Your goal => Return the number of lines that contain the word "components", and return nothing else.

## START

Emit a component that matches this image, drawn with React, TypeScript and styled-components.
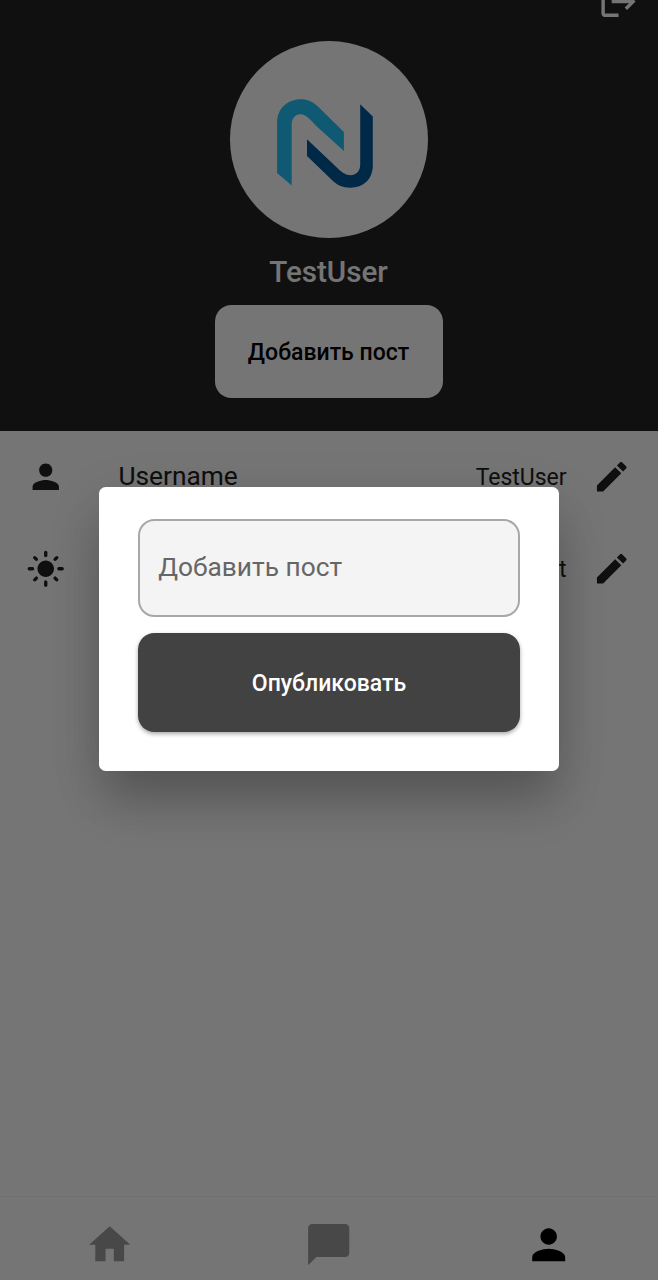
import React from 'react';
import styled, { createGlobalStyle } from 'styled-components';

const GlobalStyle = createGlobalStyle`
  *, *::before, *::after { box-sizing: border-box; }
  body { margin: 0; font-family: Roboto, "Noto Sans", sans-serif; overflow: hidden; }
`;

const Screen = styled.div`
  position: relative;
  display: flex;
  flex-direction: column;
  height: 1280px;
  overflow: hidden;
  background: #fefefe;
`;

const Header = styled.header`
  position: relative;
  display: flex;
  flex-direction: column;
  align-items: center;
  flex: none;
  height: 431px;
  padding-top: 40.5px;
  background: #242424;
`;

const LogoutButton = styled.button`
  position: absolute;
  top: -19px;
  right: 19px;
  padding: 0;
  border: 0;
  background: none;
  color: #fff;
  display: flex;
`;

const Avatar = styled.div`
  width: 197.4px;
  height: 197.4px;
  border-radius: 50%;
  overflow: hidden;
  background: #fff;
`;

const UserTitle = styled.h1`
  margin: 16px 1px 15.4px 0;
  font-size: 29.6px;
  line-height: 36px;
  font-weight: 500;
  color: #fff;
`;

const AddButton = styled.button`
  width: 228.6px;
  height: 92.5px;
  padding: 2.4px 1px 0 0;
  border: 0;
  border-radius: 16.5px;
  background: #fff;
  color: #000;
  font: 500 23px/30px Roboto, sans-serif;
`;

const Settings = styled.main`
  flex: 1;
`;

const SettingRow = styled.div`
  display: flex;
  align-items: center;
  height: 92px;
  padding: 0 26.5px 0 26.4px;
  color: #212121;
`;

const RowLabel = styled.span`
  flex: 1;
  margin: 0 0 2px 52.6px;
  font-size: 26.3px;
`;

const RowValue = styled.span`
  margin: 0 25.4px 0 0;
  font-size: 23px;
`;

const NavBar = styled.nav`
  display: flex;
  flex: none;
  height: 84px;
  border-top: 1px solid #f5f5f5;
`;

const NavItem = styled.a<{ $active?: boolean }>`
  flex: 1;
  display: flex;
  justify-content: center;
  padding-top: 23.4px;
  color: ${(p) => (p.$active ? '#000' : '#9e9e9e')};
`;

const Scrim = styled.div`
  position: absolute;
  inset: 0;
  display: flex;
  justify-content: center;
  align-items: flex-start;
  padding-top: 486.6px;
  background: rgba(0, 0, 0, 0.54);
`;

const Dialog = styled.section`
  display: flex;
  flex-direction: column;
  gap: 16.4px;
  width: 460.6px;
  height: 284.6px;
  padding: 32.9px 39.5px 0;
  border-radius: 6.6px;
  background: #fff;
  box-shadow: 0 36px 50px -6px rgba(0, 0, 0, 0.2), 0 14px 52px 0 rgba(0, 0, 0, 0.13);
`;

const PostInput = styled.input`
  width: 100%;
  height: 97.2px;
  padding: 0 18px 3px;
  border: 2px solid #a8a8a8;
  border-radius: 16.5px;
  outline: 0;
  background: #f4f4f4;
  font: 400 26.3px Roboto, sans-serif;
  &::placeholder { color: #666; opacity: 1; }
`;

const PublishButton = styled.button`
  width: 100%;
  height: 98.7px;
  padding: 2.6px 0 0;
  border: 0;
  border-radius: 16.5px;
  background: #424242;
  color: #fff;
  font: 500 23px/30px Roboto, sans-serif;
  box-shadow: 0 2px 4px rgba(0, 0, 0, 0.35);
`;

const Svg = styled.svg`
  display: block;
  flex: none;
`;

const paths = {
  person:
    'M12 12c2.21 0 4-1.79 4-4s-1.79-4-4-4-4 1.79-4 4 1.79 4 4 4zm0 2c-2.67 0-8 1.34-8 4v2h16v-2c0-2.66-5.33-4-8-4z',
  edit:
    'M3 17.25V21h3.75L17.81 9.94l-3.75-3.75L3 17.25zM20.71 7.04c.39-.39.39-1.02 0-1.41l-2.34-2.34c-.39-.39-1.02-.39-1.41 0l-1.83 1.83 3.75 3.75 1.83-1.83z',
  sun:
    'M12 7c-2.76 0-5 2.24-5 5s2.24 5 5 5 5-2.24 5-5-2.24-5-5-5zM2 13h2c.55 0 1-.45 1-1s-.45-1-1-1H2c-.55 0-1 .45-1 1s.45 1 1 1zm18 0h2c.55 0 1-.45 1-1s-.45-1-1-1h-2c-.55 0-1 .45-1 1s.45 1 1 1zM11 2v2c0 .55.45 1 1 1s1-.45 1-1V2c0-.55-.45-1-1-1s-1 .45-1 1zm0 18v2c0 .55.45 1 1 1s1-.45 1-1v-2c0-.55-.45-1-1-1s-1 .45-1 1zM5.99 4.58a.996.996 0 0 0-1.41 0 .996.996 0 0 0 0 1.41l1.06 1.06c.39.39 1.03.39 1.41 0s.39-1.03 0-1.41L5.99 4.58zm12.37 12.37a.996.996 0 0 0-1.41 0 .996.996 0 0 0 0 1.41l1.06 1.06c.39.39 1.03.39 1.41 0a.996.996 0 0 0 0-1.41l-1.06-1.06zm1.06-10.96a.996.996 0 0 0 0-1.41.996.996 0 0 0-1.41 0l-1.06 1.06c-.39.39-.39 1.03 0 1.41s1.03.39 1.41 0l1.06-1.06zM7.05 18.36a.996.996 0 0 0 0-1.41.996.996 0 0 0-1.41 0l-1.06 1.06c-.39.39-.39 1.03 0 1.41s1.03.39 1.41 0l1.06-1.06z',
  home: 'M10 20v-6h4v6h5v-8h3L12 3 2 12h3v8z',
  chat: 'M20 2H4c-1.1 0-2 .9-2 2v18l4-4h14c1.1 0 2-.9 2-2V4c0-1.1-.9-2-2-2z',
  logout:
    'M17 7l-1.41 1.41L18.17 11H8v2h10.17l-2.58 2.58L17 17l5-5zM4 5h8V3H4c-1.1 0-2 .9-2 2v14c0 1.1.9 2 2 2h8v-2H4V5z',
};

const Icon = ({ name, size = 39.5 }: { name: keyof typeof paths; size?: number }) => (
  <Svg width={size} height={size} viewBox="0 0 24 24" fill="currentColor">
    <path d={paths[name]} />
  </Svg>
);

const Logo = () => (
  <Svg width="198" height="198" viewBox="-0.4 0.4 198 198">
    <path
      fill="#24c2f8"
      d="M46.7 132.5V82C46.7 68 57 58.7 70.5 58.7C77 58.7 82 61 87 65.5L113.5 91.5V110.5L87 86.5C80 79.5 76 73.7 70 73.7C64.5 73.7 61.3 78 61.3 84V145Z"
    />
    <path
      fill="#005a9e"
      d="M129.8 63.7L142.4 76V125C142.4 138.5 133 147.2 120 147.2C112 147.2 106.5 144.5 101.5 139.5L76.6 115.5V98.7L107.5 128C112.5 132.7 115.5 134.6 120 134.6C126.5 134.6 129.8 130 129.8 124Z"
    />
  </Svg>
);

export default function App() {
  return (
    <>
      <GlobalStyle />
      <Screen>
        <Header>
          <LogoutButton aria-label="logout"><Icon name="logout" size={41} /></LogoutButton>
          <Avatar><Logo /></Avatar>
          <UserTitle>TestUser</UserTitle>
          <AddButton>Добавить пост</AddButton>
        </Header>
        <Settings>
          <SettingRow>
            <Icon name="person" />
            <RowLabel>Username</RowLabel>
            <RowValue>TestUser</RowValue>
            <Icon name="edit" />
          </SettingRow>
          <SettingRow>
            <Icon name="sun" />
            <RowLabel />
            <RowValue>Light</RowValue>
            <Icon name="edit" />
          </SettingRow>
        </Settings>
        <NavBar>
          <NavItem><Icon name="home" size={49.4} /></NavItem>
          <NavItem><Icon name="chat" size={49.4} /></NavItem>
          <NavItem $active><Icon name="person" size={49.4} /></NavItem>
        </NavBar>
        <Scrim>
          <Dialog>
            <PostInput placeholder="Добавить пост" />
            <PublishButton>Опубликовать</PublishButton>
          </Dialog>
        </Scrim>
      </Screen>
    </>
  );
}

## END

Worked solution => 2